The high court in London has dismissed a challenge brought by a British Sikh group. File photo
London, November 7
The high court in London has dismissed a challenge brought by a British Sikh group against the UK Cabinet Office for its failure to incorporate a separate Sikh ethnicity tick box in the next census in 2021.
Justice Akhlaq Choudhury handed down his judgment on Friday to conclude that the census, as currently designed, will not prevent people from identifying as ethnically as Sikh as a write-in option. “In coming to that view, I do not underestimate the importance to the Claimant of having a specific Sikh tick box under the ethnic group question.
However, the census, as currently designed, will not prevent any respondent who wishes to do so from identifying as ethnically Sikh. The write-in option, with the auto-fill function in the online version, will enable the respondent to do so,” the ruling notes.
“It cannot be right that any challenge to executive decision-making should require the decision maker to cease ongoing work, particularly in respect of a project of the scale of a national census,” it reads.

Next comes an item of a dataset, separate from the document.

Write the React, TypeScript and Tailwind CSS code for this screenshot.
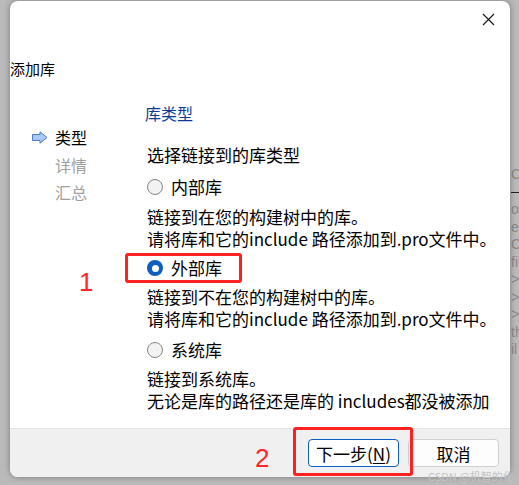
import React from 'react';

const FONT = { fontFamily: '"Noto Sans CJK SC", "Noto Sans", sans-serif' };
const LATIN = { fontFamily: '"Liberation Sans", sans-serif' };

function Radio({ checked }: { checked?: boolean }) {
  if (checked) {
    return (
      <span className="w-[16px] h-[16px] rounded-full bg-[#0a5fc0] flex items-center justify-center shrink-0">
        <span className="w-[7px] h-[7px] rounded-full bg-white" />
      </span>
    );
  }
  return <span className="w-[16px] h-[16px] rounded-full border border-[#858585] bg-[#f2f2f2] shrink-0" />;
}

function Option({ label, checked }: { label: string; checked?: boolean }) {
  return (
    <div className="flex items-center gap-[8px] h-[22px] pl-[2px]">
      <Radio checked={checked} />
      <span>{label}</span>
    </div>
  );
}

function StepArrow() {
  return (
    <svg width="16" height="13" viewBox="0 0 16 13">
      <polygon
        points="0.5,3.5 8,3.5 8,0.8 15,6.5 8,12.2 8,9.5 0.5,9.5"
        fill="#a9c9f2"
        stroke="#4a7ccb"
        strokeWidth="1"
        strokeLinejoin="round"
      />
    </svg>
  );
}

export default function App() {
  // faint window behind the dialog, right edge
  const behind = ['C', '', 'o', 'es', 'Ct', 'fi', '>', '>', '>', 'th', 'il'];

  return (
    <div className="relative w-[519px] h-[485px] bg-[#bababa] flex overflow-hidden text-black" style={FONT}>
      <div className="w-[10px] shrink-0" />

      {/* dialog */}
      <div className="mt-[1px] w-[500px] h-[476px] shrink-0 bg-white rounded-[8px] flex flex-col overflow-hidden shadow-[0_0_6px_rgba(0,0,0,0.35)] z-10">
        <div className="h-[36px] flex items-center justify-end pr-[15px]">
          <svg width="13" height="13" viewBox="0 0 13 13">
            <path d="M1 1 L12 12 M12 1 L1 12" stroke="#1a1a1a" strokeWidth="1.2" />
          </svg>
        </div>

        <div className="mt-[22px] text-[15px] leading-[20px]">添加库</div>

        <div className="flex mt-[23px]">
          {/* steps */}
          <div className="w-[135px] shrink-0 pl-[22px] pt-[24px] text-[16px] leading-[22px]">
            <div className="flex items-center gap-[7px]">
              <StepArrow />
              <span>类型</span>
            </div>
            <div className="mt-[6px] pl-[23px] text-[#a0a0a0]">详情</div>
            <div className="mt-[5px] pl-[23px] text-[#a0a0a0]">汇总</div>
          </div>

          {/* content */}
          <div className="flex-1 text-[17px] leading-[22px]">
            <div className="text-[16px] text-[#0d3a94]">库类型</div>
            <div className="mt-[20px] pl-[2px]">选择链接到的库类型</div>

            <div className="mt-[10px]">
              <Option label="内部库" />
            </div>
            <div className="mt-[8px] pl-[2px] whitespace-nowrap">
              <div>链接到在您的构建树中的库。</div>
              <div>请将库和它的include 路径添加到.pro文件中。</div>
            </div>

            <div className="mt-[7px]">
              <Option label="外部库" checked />
            </div>
            <div className="mt-[7px] pl-[2px] whitespace-nowrap">
              <div>链接到不在您的构建树中的库。</div>
              <div>请将库和它的include 路径添加到.pro文件中。</div>
            </div>

            <div className="mt-[9px]">
              <Option label="系统库" />
            </div>
            <div className="mt-[7px] pl-[2px] whitespace-nowrap">
              <div>链接到系统库。</div>
              <div>无论是库的路径还是库的 includes都没被添加</div>
            </div>
          </div>
        </div>

        {/* footer */}
        <div className="mt-auto h-[49px] bg-[#f0f0f0] border-t border-[#e3e3e3] flex justify-end items-start pt-[10px] pr-[11px] gap-[9px]">
          <button className="w-[91px] h-[28px] bg-white border border-[#0a5fc0] rounded-[4px] text-[17px] leading-none">
            下一步(<span className="underline underline-offset-2">N</span>)
          </button>
          <button className="w-[91px] h-[28px] bg-[#fdfdfd] border border-[#d0d0d0] rounded-[4px] text-[17px] leading-none">
            取消
          </button>
        </div>
      </div>

      {/* window behind */}
      <div className="flex-1 pt-[166px] pl-[1px] text-[14px] leading-[17.5px] text-[#8a8a8a] overflow-hidden whitespace-nowrap" style={LATIN}>
        {behind.map((t, i) =>
          i === 1 ? (
            <div key={i} className="h-[17.5px] flex items-center">
              <div className="w-full h-[1px] bg-[#222]" />
            </div>
          ) : (
            <div key={i} className="h-[17.5px] overflow-hidden">{t}</div>
          )
        )}
      </div>

      {/* annotations */}
      <div className="absolute left-[125px] top-[253px] w-[117px] h-[30px] border-[3px] border-[#ff2020] rounded-[3px] z-20" />
      <div className="absolute left-[293px] top-[427px] w-[120px] h-[49px] border-[3px] border-[#ff2020] rounded-[3px] z-20" />
      <div className="absolute left-[79px] top-[267px] text-[26px] leading-[30px] text-[#ff2828] z-20" style={LATIN}>1</div>
      <div className="absolute left-[255px] top-[443px] text-[26px] leading-[30px] text-[#ff2828] z-20" style={LATIN}>2</div>
      <div className="absolute left-[428px] top-[470px] text-[11px] leading-[13px] text-[#c4c4c4] z-20">CSDN @机智的化身</div>
    </div>
  );
}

Sikh Federation UK, represented by the law firm Leigh Day at the Royal Courts of Justice, had earlier claimed that it would be “unlawful” for the Cabinet Office to lay before Parliament a Census Order based on the proposals set out by the UK’s Office for National Statistics (ONS) in its December 2018 White Paper, which had rejected the need for a separate tick box. “Such matters are not for the court to determine,” the judge said.— PTI
Not needed: Court
Sikh Federation UK wanted incorporation of a separate Sikh ethnicity tick box in the 2021 census, but London high court observed the currently designed process wouldn't prevent people from identifying their ethnicity.